2023 yılı bizim için geliştiğimiz, büyümeye devam ettiğimiz bir yıl oldu. 2023 ciromuzun 900 milyon TL olacağını öngörüyoruz. Bu 2022 yılı ciromuzun 2.3 katı. Bu seneki toplam yatırım bütçemiz 60 milyon TL'nin üzerinde gerçekleşecek. 2025 itibariyle yurt içinde 100, yurt dışında ise 50 mağazaya ulaşmayı hedefliyoruz. Türkiye'de mevcut 63 mağazamız var. Yıl sonuna kadar 75 mağazaya ulaşmak için çalışmalarımız hızla sürüyor. Yurt dışında ise doğrudan yatırımla açtığımız toplam 3 mağazamız var. 2023 sonunda toplam 10 mağaza olmayı hedefliyoruz. 2022 yılında ilk yurt dışı mağazacılık operasyonlarımızı doğrudan yatırım ile Kuzey Irak'ta Erbil'de başlattık. Şu an Erbil'de 2 mağazamız bulunuyor. Geçtiğimiz ay doğrudan yatırımla Romanya'da ilk mağazamızı açtık. Bu ülkede orta vadede minimum 10 mağazaya ulaşmak istiyoruz. Franchise kanalında Kıbrıs, Azerbaycan ve Suudi Arabistan'da ilk mağazalarımızı 2023'ün sonuna kadar açacağız. Suudi Arabistan ile 15 mağaza için el sıkıştık. Birleşik Arap Emirlikleri ve Batı Avrupa ülkeleri için de farklı seçenekleri değerlendiriyoruz. Türkiye'deki deneyim ve tecrübemizi yurt dışı pazarlara da yansıtmak istiyoruz.

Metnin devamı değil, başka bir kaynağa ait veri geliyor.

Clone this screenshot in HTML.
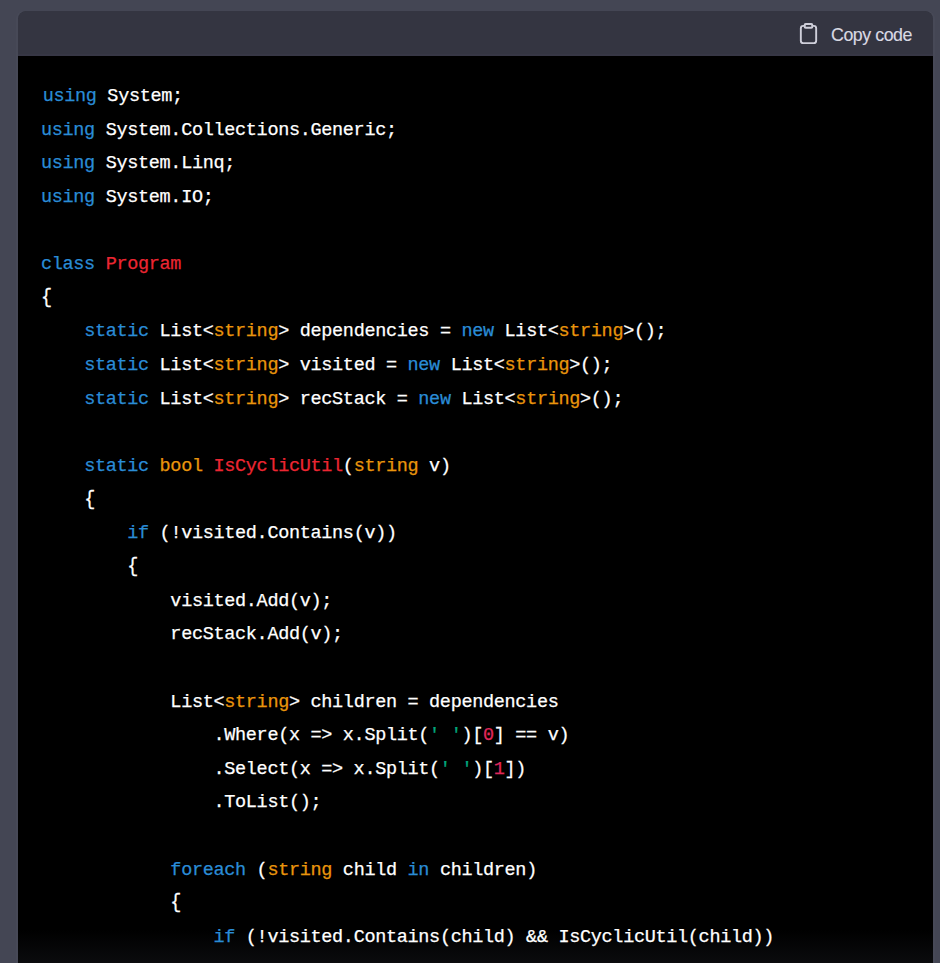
<!DOCTYPE html>
<html><head><meta charset="utf-8">
<style>
html,body{margin:0;padding:0;}
body{width:940px;height:963px;overflow:hidden;background:#444654;position:relative;}
.blk{position:absolute;left:18px;top:11px;width:915px;height:960px;border-radius:8px 8px 0 0;overflow:hidden;background:linear-gradient(#343541 0,#343541 45px,#000 45px);}
.hdr{position:absolute;left:0;top:0;width:915px;height:45px;background:#343541;border-radius:8px 8px 0 0;box-shadow:inset 0 -2px 0 rgba(60,61,75,.4);}
.cp{position:absolute;left:778.8px;top:11.2px;width:23px;height:23px;}
.ct{position:absolute;left:813px;top:13.5px;font-family:"Liberation Sans",sans-serif;font-size:17.8px;letter-spacing:-0.45px;-webkit-text-stroke:0.15px currentColor;line-height:20px;color:#d9d9e3;white-space:nowrap;}
pre{position:absolute;left:23px;top:69px;margin:0;font-family:"Liberation Mono",monospace;font-size:18.5px;letter-spacing:-0.322px;-webkit-text-stroke:0.25px currentColor;line-height:33.64px;color:#fff;white-space:pre;}
.l1{position:relative;left:1.7px}
.grad{position:absolute;left:0;top:919px;width:915px;height:44px;background:linear-gradient(to bottom,rgba(14,15,18,0) 0%,rgba(14,15,18,1) 100%);}
.ring{position:absolute;left:18px;top:11px;width:915px;height:960px;border-radius:8px 8px 0 0;box-shadow:-2px 0 0 0 rgba(78,80,95,.35), 2px 0 0 0 rgba(78,80,95,.35);pointer-events:none;}
.br{display:inline-block;transform:translateY(1px) scaleY(1.12);transform-origin:50% 80%}
.pa{display:inline-block;transform:scaleY(1.04);transform-origin:50% 76%}
.k{color:#2a8cd6}.t{color:#ec2632}.b{color:#e9950c}.s{color:#00a67d}.n{color:#e0285a}
</style></head><body>
<div class="blk">
<div class="hdr">
<svg class="cp" viewBox="0 0 24 24" fill="none" stroke="#cfcfda" stroke-width="2" stroke-linecap="round" stroke-linejoin="round"><path d="M16 4h1.5a2.5 2.5 0 0 1 2.5 2.5v13a2.5 2.5 0 0 1-2.5 2.5H6.5a2.5 2.5 0 0 1-2.5-2.5V6.5a2.5 2.5 0 0 1 2.5-2.5h1.5"/><rect x="8" y="2" width="8" height="4" rx="1" ry="1"/></svg>
<div class="ct">Copy code</div>
</div>
<div class="grad"></div>
<pre><span class="l1"><span class="k">using</span> System;</span>
<span class="k">using</span> System.Collections.Generic;
<span class="k">using</span> System.Linq;
<span class="k">using</span> System.IO;

<span class="k">class</span> <span class="t">Program</span>
<span class="br">{</span>
    <span class="k">static</span> List&lt;<span class="b">string</span>&gt; dependencies = <span class="k">new</span> List&lt;<span class="b">string</span>&gt;<span class="pa">(</span><span class="pa">)</span>;
    <span class="k">static</span> List&lt;<span class="b">string</span>&gt; visited = <span class="k">new</span> List&lt;<span class="b">string</span>&gt;<span class="pa">(</span><span class="pa">)</span>;
    <span class="k">static</span> List&lt;<span class="b">string</span>&gt; recStack = <span class="k">new</span> List&lt;<span class="b">string</span>&gt;<span class="pa">(</span><span class="pa">)</span>;

    <span class="k">static</span> <span class="b">bool</span> <span class="t">IsCyclicUtil</span><span class="pa">(</span><span class="b">string</span> v<span class="pa">)</span>
    <span class="br">{</span>
        <span class="k">if</span> <span class="pa">(</span>!visited.Contains<span class="pa">(</span>v<span class="pa">)</span><span class="pa">)</span>
        <span class="br">{</span>
            visited.Add<span class="pa">(</span>v<span class="pa">)</span>;
            recStack.Add<span class="pa">(</span>v<span class="pa">)</span>;

            List&lt;<span class="b">string</span>&gt; children = dependencies
                .Where<span class="pa">(</span>x =&gt; x.Split<span class="pa">(</span><span class="s">' '</span><span class="pa">)</span><span class="pa">[</span><span class="n">0</span><span class="pa">]</span> == v<span class="pa">)</span>
                .Select<span class="pa">(</span>x =&gt; x.Split<span class="pa">(</span><span class="s">' '</span><span class="pa">)</span><span class="pa">[</span><span class="n">1</span><span class="pa">]</span><span class="pa">)</span>
                .ToList<span class="pa">(</span><span class="pa">)</span>;

            <span class="k">foreach</span> <span class="pa">(</span><span class="b">string</span> child <span class="k">in</span> children<span class="pa">)</span>
            <span class="br">{</span>
                <span class="k">if</span> <span class="pa">(</span>!visited.Contains<span class="pa">(</span>child<span class="pa">)</span> &amp;&amp; IsCyclicUtil<span class="pa">(</span>child<span class="pa">)</span><span class="pa">)</span>
</pre>
</div>
<div class="ring"></div>
</body></html>
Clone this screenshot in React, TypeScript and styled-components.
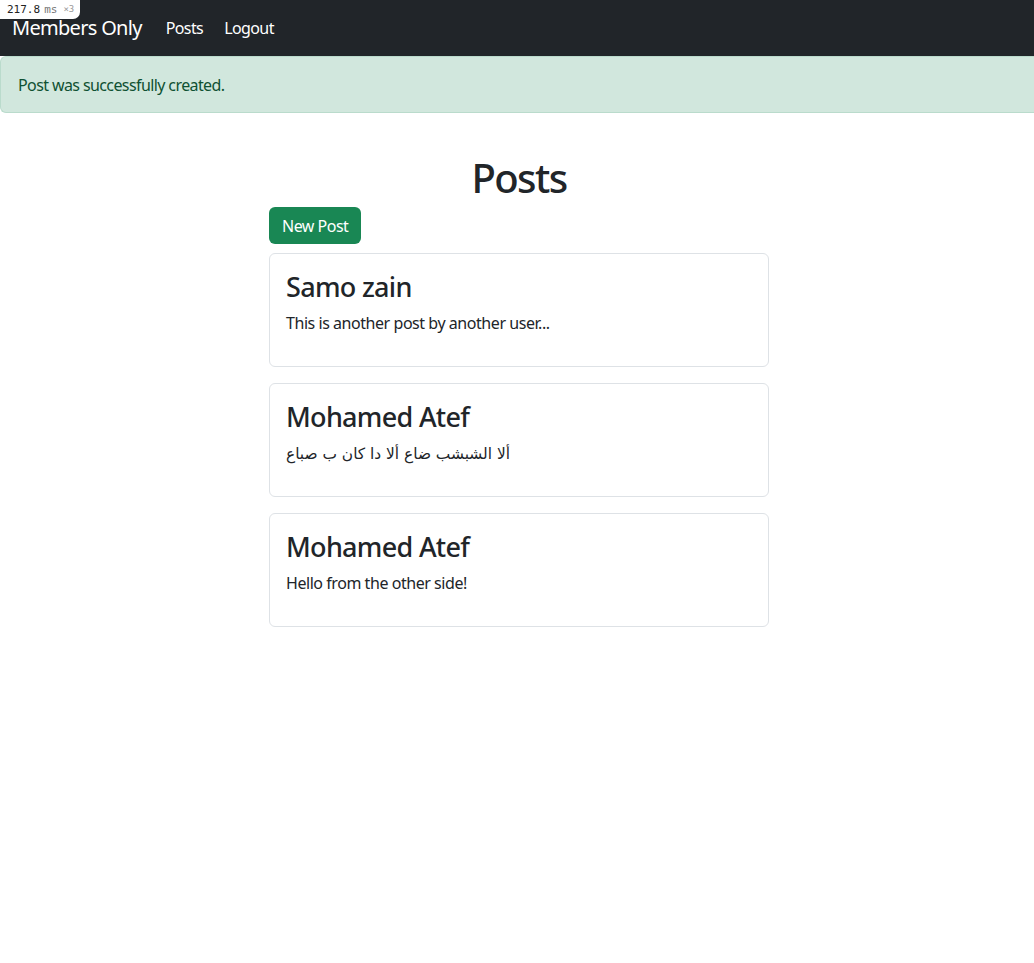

E-ticaretin satışlarınızdaki payı nedir?
E-ticaretin satışlarımızdaki payı yüzde 10. Kendi web sitemizin yanı sıra Türkiye'deki en büyük dört online pazar yerinde satış yapıyoruz. Ayrıca Avrupa'da, Orta Doğu'da ve Uzak Doğu'da online pazaryerlerinde hızlı bir şekilde büyüyoruz. Yurt dışında Zalando, Zalora, Trendyol Global ve Amazon gibi pazaryerleriyle çalışıyoruz. Özellikle yurtdışında pazaryeri satışları için atağımız olacak. Üç sene içindeki hedeflerimizden biri de mağazalarımızın yoğunlaştığı ülkelerde kendi web sitemiz üzerinden satış yapmaya başlamak.